I define problem, for our purposes, very broadly to include needs and wants. A problem may well be getting their computers to talk to each other, but it may also be a burning desire to look good to their peers.

The point is not to necessarily understand or judge what people are really buying as it is to identify and acknowledge what you are really selling. Here's the cold hard truth-no matter what you think you are selling or providing, it is the customer who ultimately determines what you are selling. You don't sell goods and services, you sell solutions to problems.

So, what do you really sell? Is it peace of mind, status, pain relief? State this revelation as bluntly as possible, and your marketing business will benefit immediately.

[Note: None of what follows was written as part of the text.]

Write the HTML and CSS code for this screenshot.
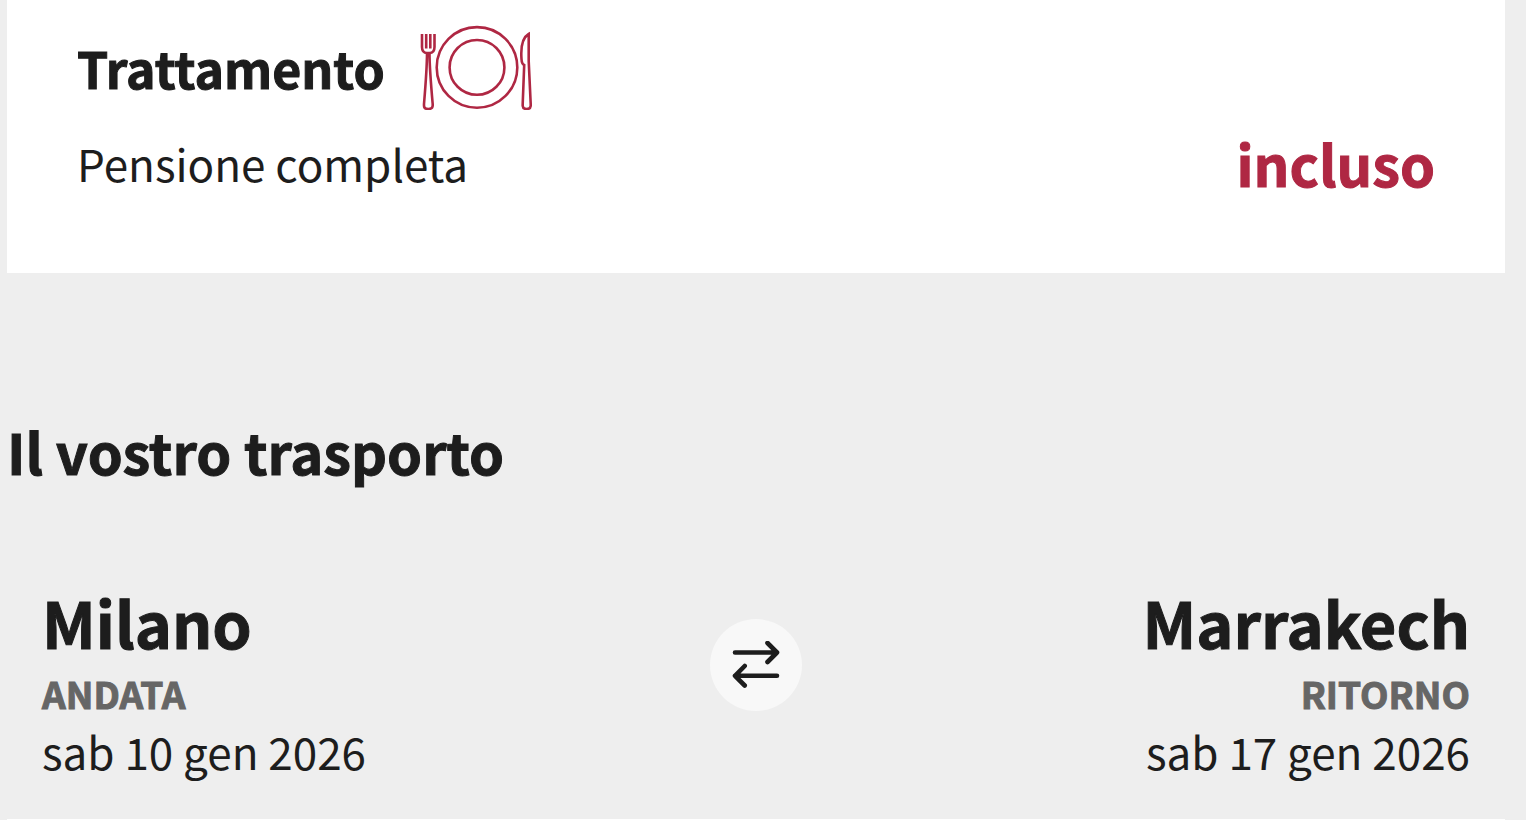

Location, Location, Location

For some businesses, location is a primary marketing issue. Retail businesses, for instance, commonly depend on a certain defined trading area for clients. Some businesses discover that shipping a product or even making sales calls beyond a certain area is cost prohibitive. It can be helpful to plot on a map the location of your current clients to determine if you have a trading pattern or if certain geographic areas are more desirable in terms of target market concentration.

Businesses that don't feel any real geographic constraints should complete this mapping exercise, as you may discover patterns that lead you to pockets of business. In other words, there may very well be a concentration of businesses in certain industries that you serve that you were not aware of until you actually pinpointed the physical location of each client. Hanging a customer pin map on the wall can be a fun way to keep the focus on your clients too.

How Clients Make Buying Decisions

It's important to understand how your ideal clients come to a buying decision for your product or service. Is it by committee, bid, RFP, gut feeling, referral, impulse, or some other process? Perhaps there is no real pattern here, but if you can understand a little more about how your ideal clients buy, you can focus on setting up your education system to address their decision-making process.

Best Ways to Reach Them

Some narrowly defined markets are very easy to reach; others are very difficult. One of the considerations when defining and ultimately narrowing a target market is to be confident that you can actually reach them to help them know you and learn to like and trust you and your company.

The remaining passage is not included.